O mais provável, de acordo com o analista, é que o Brasil se posicione novamente de maneira neutra.
“Se o conflito armado realmente acontecer, deve haver uma nota mais generalista do Brasil, dizendo que o país é a favor da cooperação multilateral, repudia o uso da força, e é favorável à resolução pacifica. Mas apontar o dedo e dizer diretamente que a Rússia está errada é algo muito difícil de acontecer.”
Até porque, explica Altahyde Hage, uma posição mais assertiva não seria inteligente para os interesses brasileiros.
“A Rússia é um dos maiores consumidores dos produtos do agronegócio brasileiro. Por outro lado, importamos muitos fertilizantes de lá. Virar as costas para eles por questões morais, de princípios, é bom para quem já tem acúmulo de poder. Para o Brasil, é mais importante avaliar o custo-benefício.”
A análise do professor é que o Brasil não seria diretamente afetado por questões econômicas se um conflito armado ocorresse, mas que deve, de qualquer forma, manter relações pragmáticas, principalmente relacionadas a comércio, com ambos os países
“Com a Ucrânia, embora as trocas sejam muito específicas, temos interesse na tecnologia aeroespecial. As peças precisam ser movidas com muito cuidados, por isso os diplomatas precisam ser hábeis, não podem agir como partido político em busca de voto.”
Viagem de Bolsonaro pode ser lida como apoio à Rússia?
Mesmo em meio à possibilidade de um conflito, Bolsonaro não alterou a data prevista de visita a Putin, que deve acontecer em fevereiro.
“Por um lado, como o governo Bolsonaro está completamente isolado do ponto de vista diplomático, por questões ambientais, sanitárias e outros problemas da gestão, é do interesse o Brasil se aproximar da Rússia. Também é uma chance de avançar uma agenda conservadora que perdeu força depois que Trump deixou a presidência dos EUA”, avalia Guilherme Casarões.

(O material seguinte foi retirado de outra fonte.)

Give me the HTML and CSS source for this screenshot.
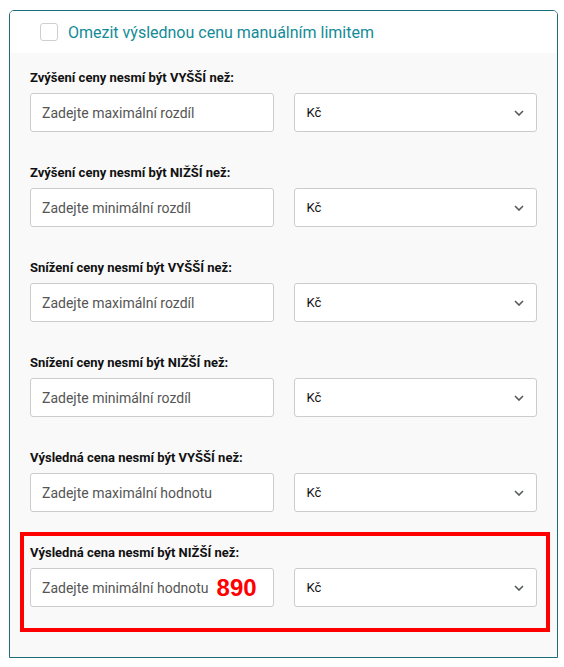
FILE: index.html
```html
<!DOCTYPE html>
<html lang="cs">
<head>
	<title>Manuální limit</title>
	<meta charset="utf-8">
	<meta name="viewport" content="width=device-width, initial-scale=1">
	<link rel="stylesheet" href="styles.css">
</head>
<body>
	<div class="card">
		<label class="card-header">
			<span class="checkbox"></span>
			<span class="header-text">Omezit výslednou cenu manuálním limitem</span>
		</label>

		<div class="card-body">
			<div class="field">
				<div class="field-label">Zvýšení ceny nesmí být VYŠŠÍ než:</div>
				<div class="field-row">
					<div class="text-input">Zadejte maximální rozdíl</div>
					<div class="select">Kč <svg class="chevron" width="10" height="6" viewBox="0 0 10 6"><path d="M1 1l4 4 4-4" fill="none" stroke="#55595c" stroke-width="1.6"/></svg></div>
				</div>
			</div>

			<div class="field">
				<div class="field-label">Zvýšení ceny nesmí být NIŽŠÍ než:</div>
				<div class="field-row">
					<div class="text-input">Zadejte minimální rozdíl</div>
					<div class="select">Kč <svg class="chevron" width="10" height="6" viewBox="0 0 10 6"><path d="M1 1l4 4 4-4" fill="none" stroke="#55595c" stroke-width="1.6"/></svg></div>
				</div>
			</div>

			<div class="field">
				<div class="field-label">Snížení ceny nesmí být VYŠŠÍ než:</div>
				<div class="field-row">
					<div class="text-input">Zadejte maximální rozdíl</div>
					<div class="select">Kč <svg class="chevron" width="10" height="6" viewBox="0 0 10 6"><path d="M1 1l4 4 4-4" fill="none" stroke="#55595c" stroke-width="1.6"/></svg></div>
				</div>
			</div>

			<div class="field">
				<div class="field-label">Snížení ceny nesmí být NIŽŠÍ než:</div>
				<div class="field-row">
					<div class="text-input">Zadejte minimální rozdíl</div>
					<div class="select">Kč <svg class="chevron" width="10" height="6" viewBox="0 0 10 6"><path d="M1 1l4 4 4-4" fill="none" stroke="#55595c" stroke-width="1.6"/></svg></div>
				</div>
			</div>

			<div class="field">
				<div class="field-label">Výsledná cena nesmí být VYŠŠÍ než:</div>
				<div class="field-row">
					<div class="text-input">Zadejte maximální hodnotu</div>
					<div class="select">Kč <svg class="chevron" width="10" height="6" viewBox="0 0 10 6"><path d="M1 1l4 4 4-4" fill="none" stroke="#55595c" stroke-width="1.6"/></svg></div>
				</div>
			</div>

			<div class="field highlighted">
				<div class="field-label">Výsledná cena nesmí být NIŽŠÍ než:</div>
				<div class="field-row">
					<div class="text-input">Zadejte minimální hodnotu <span class="note">890</span></div>
					<div class="select">Kč <svg class="chevron" width="10" height="6" viewBox="0 0 10 6"><path d="M1 1l4 4 4-4" fill="none" stroke="#55595c" stroke-width="1.6"/></svg></div>
				</div>
			</div>
		</div>
	</div>
</body>
</html>
```

FILE: styles.css
```css
body {
	margin: 0;
	padding: 10px 6px 0 9px;
	background-color: #ffffff;
	font-family: Roboto, "Noto Sans", sans-serif;
	color: #222222;
}

.card {
	width: 547px;
	border: 1px solid #1b6e7a;
	border-radius: 5px 5px 0 0;
	overflow: hidden;
}

.card-header {
	display: flex;
	align-items: center;
	height: 42px;
	padding-left: 30px;
	background-color: #ffffff;
}

.checkbox {
	width: 16px;
	height: 16px;
	border: 1px solid #cfcfcf;
	border-radius: 3px;
	background-color: #ffffff;
	margin-right: 10px;
}

.header-text {
	font-size: 16px;
	color: #138b96;
}

.card-body {
	background-color: #f9f9f9;
	padding: 8px 11px 29px 14px;
	display: flex;
	flex-direction: column;
	gap: 3px;
}

.field {
	padding: 8px 9px 21px 6px;
}

.field-label {
	font-size: 13px;
	font-weight: bold;
	line-height: 18px;
	margin-bottom: 6px;
	color: #111111;
}

.field-row {
	display: grid;
	grid-template-columns: 1fr 1fr;
	gap: 20px;
}

.text-input, .select {
	min-width: 0;
	box-sizing: border-box;
	height: 39px;
	border: 1px solid #cccccc;
	border-radius: 3px;
	background-color: #ffffff;
	display: flex;
	align-items: center;
}

.text-input {
	padding-left: 11px;
	font-size: 14px;
	color: #555555;
	white-space: nowrap;
}

.select {
	padding: 0 12px;
	font-size: 13px;
	color: #111111;
	justify-content: space-between;
}

.highlighted {
	outline: 4px solid #ff0000;
}

.note {
	font-family: "Liberation Sans", Arial, sans-serif;
	font-weight: bold;
	font-size: 24px;
	color: #ff0000;
	margin-left: 8px;
}
```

No entanto, antagonizar os EUA e a Otan seria um passo bastante delicado. “O Brasil é um Aliado extra-Otan (condição que não confere pacto de defesa, mas garante vantagens militares e financeiras) e colocar isso em risco não seria prudente”, aponta o professor da FGV.
Na opinião de Altahyde Hage, ainda assim, a viagem não deve ser vista como apoio. “Faz parte de um relacionamento consular, para tratar de comércio, turismo, e outros assuntos que beneficiam ambos. Diplomaticamente, não tem por que entrar no mérito do conflito. Putin não viria em Brasília opinar sobre uma relação do Brasil com a Argentina.”
Qual é a história do conflito?
As tensões entre os antigos Estados soviéticos ganharam força em 2013 após Viktor Yanukovych, presidente ucraniano, suspender os diálogos de um acordo com a União Europeia – supostamente sob a pressão de Moscou – o que levou a protestos violentos em Kiev, capital da Ucrânia.
Então, em março de 2014, a Rússia anexou a Crimeia, com o pretexto de que estaria defendendo os interesses locais e dos cidadãos de herança russa.
Na sequência, separatistas pró-Rússia declararam sua independência de Kiev nas regiões ucranianas de Donetsk e Luhansk.
Embora Kiev e Moscou tenham feito um acordo de paz em 2015, com a intermediação de Alemanha e França, as nações violaram o cessar-fogo várias vezes. A ONU estima que mais de 3 mil civis perderam a vida por causas relacionadas ao conflito desde março de 2014.
Os Estados Unidos e a União Europeia impuseram sanções econômicas à Rússia, mas as medidas não foram suficientes para impedir que o conflito continuasse.